Home Depot (HD 0.74%) is the world's biggest home-improvement retailer. It's also a cash-printing machine.

Last year, the company generated $8 billion of earnings for a 14% improvement over the prior year. Below, we'll look at the major sources of that market-leading profit growth.

Stacks of lumber laid out at a home improvement warehouse.

Image source: Getty Images.

Extra spending at stores

Most retailers count on an expanding store footprint to deliver a key portion of their sales gains. Not Home Depot, though. The company has added just one warehouse in the core U.S. market since 2013. Rival Lowe's (LOW 0.63%), in contrast, launched 300 new stores over that time.

The flat selling base puts all the pressure on existing locations to deliver revenue and earnings growth. Yet Home Depot hasn't struggled at all in this area. In fact, comparable-store sales spiked 6% higher last year while Lowe's expanded at a 4% pace. Home Depot's market share gains continued into the early part of fiscal 2017, too, with comps up 6% compared to Lowe's 2%.

A slowdown in customer traffic growth is a caution sign that's just starting to show in recent results. Home Depot has so far made up for that slump by boosting its average spending. Still, long-term gains will be harder to achieve if traffic keeps flattening or dips into negative territory.

Keeping it professional

Home Depot enjoys a dominant market position in the consumer side of the home-improvement industry that's comprised of homeowners who complete their own projects or pay the retailer for help with installation. Its biggest growth wins lately have been in targeting professional renovators. Home Depot caters to this base through initiatives like a special loyalty program, attractive credit terms, and dedicated sales and service staff -- and through major acquisitions like its Interline Brands purchase in 2015.

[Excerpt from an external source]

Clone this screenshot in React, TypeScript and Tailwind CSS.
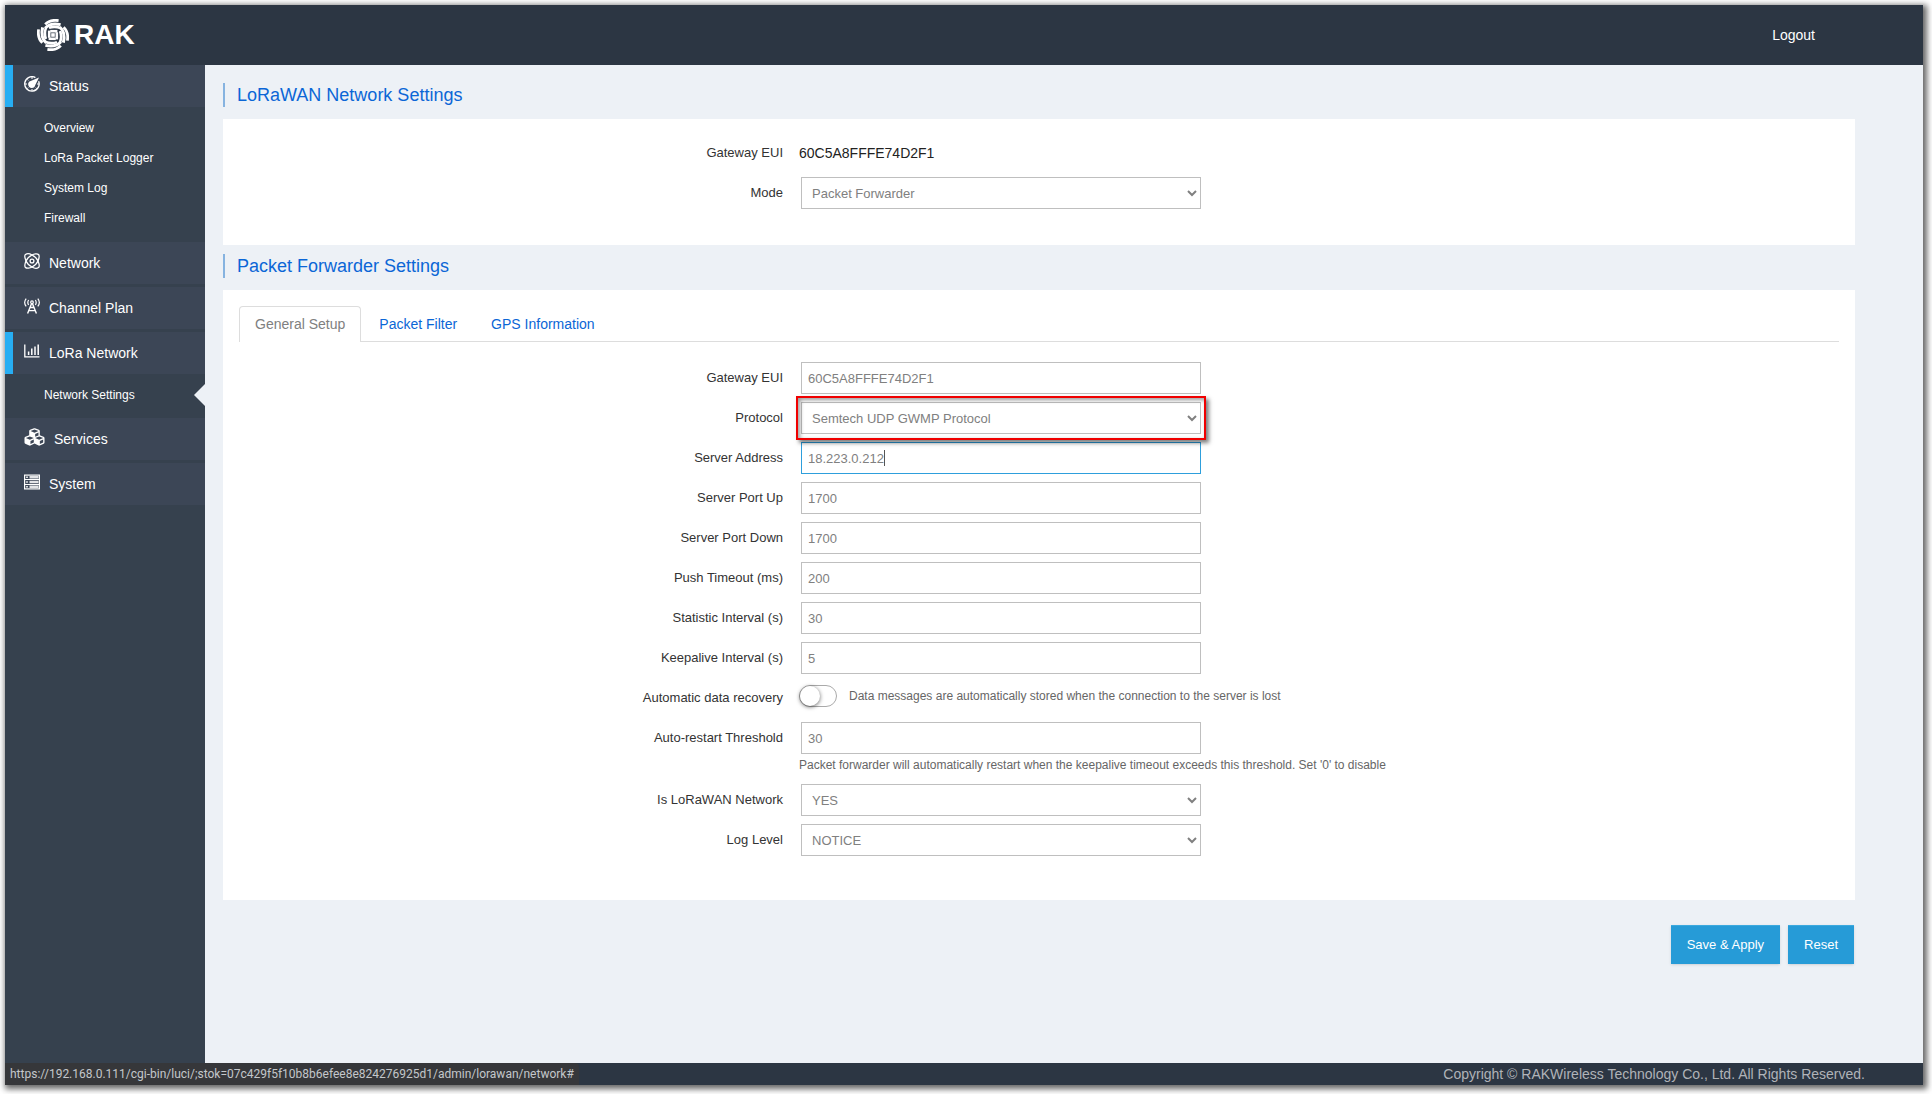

The extra care is paying solid dividends to the business. Pro-heavy sales categories like lumber and commercial lighting routinely outpace the company average. Professional shoppers are helping pick up the slack caused by a slowing overall customer traffic pace, too. Big-ticket transactions, those totaling over $900 each, jumped 16% last quarter to push comps up 3.9% even though customer traffic growth was a weak 1.5%.

Fresh products

Home Depot has a sharply different approach to its business than the positioning of major value-based retailers like Costco. While the warehouse giant prides itself on delivering the lowest possible price for its customers, Home Depot instead prioritizes on what it calls "product authority," which means it aims to attract customers using a unique inventory that includes innovative, and often exclusive, products and brands. A few recent examples include Ryobi-branded power tools and flat-panel LED lighting from Feit.

By focusing on these kinds of products, Home Depot gains space to charge higher prices and deliver more technical installation services. That success has contributed to a stunning increase in profitability. Its 14% operating margin is 10 full percentage points higher than Costco's and far outpaces Lowe's 9%.

HD Operating Margin (TTM) Chart

HD Operating Margin (TTM) data by YCharts

Home Depot's management team believes it can continue boosting that figure to roughly 15% sometime in 2018 even as the company shoots past $100 billion of annual sales. That would translate into an almost 50% spike in operating income in just three years.

There are big risks to the company reaching those aggressive targets, including a housing industry retreat or a further slowdown in customer traffic. Yet Home Depot is currently on track to post another year of significantly improved market share, profitability, and cash returns to shareholders in 2017.